Nowhere are the libertarian concepts of free will, individual freedom of thought, expression and action, private property rights and laissez-faire, and free market economy more relevant than the intense policy debate currently underway in the United States over the laws and rules that should govern the uses of technology by our information age society. The author points out (with tongue in cheek) that, although libertarian thinking may be as American as Huckleberry Finn, the central character in this nation's greatest novel, the neo-libertarianism now in vogue, might prove to be a mutant, strain. Those who would rush to embrace this school of thought anew to advocate cutting private industry free from the fetters of government regulation need to be reminded that the original libertarian concepts of individual freedom and self-government were expressly conditioned on the supremacy of law and justice, not the absence of law, and reflect a deepseated abhorrence of monopoly, and of the corruption of influence.

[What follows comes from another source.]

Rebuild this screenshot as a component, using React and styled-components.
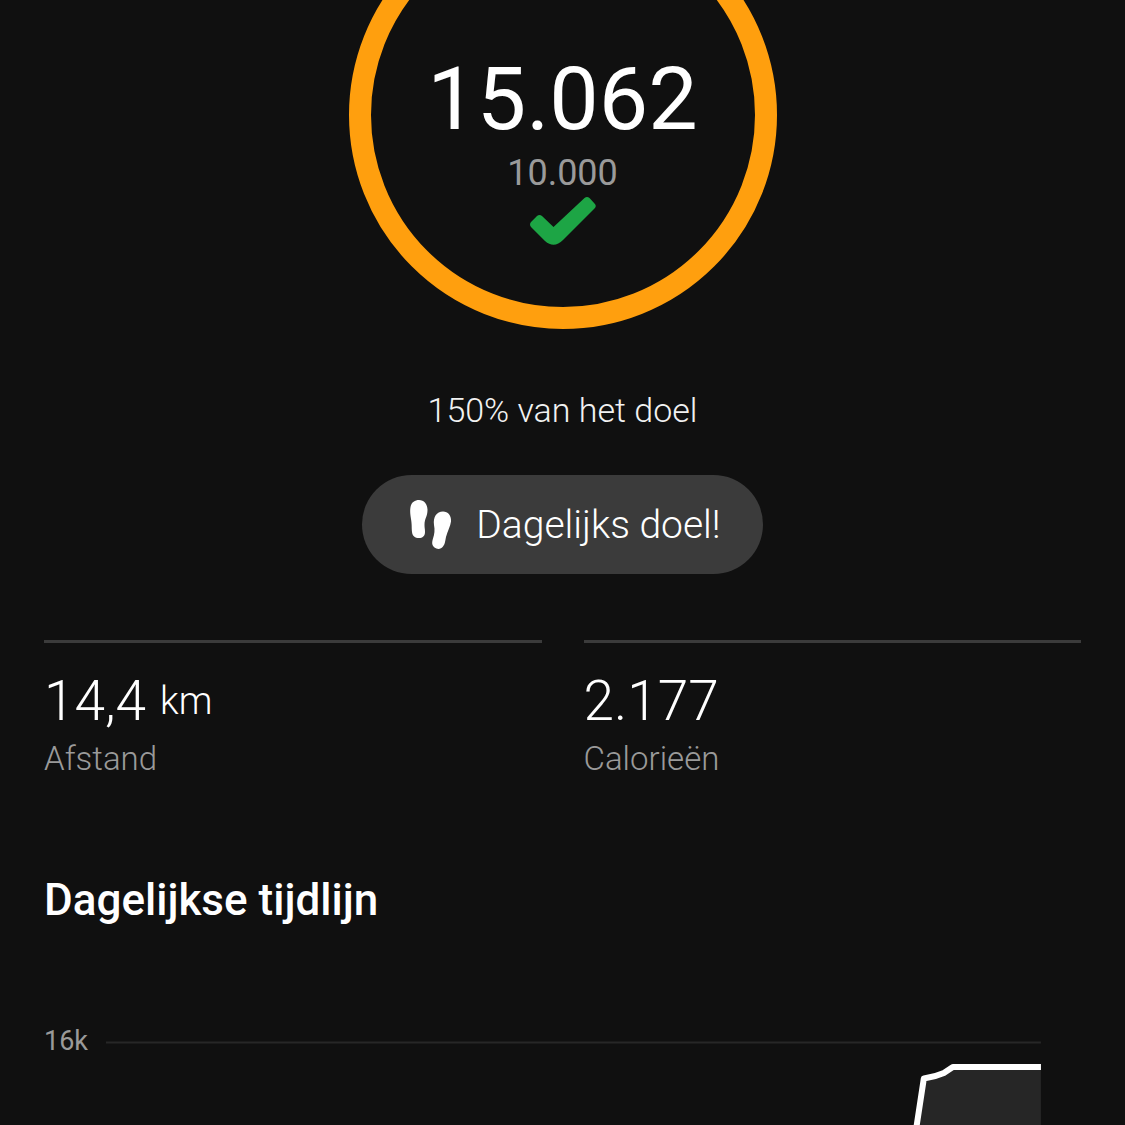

The author finds Telecompetition to be an ambitious, confident, clearly written but ultimately flawed effort to address the subject of regulatory reform in the telecommunications market. According to the author, while Mr. Gasman succeeds in being mildly provocative, as when he proposes eliminating universal telephone service rules and completely privatizing spectrum management, it is surprising to find him posturing as a contrarian yet arguing for so many positions which have become mainstream, relying on private investment, not government subsidy, relying on competition, not government regulation to determine market behavior, and streamlining and eliminating six decades worth of regulatory underbrush that is both obsolete and irrationally creates narrow communications industry fiefdoms to the detriment of the public. In light of the developing broad consensus about the needed new legal framework for telecommunications in the twenty-first century, the author identifies the toughest remaining issue as "what should the government do, and how should it do it?" The answer, says the author, will not be divined by facile allusions to political, literary or cultural icons but rather by hard-headed and systematic policy analysis of the kind that Democrats, Republicans, and Libertarians can relish.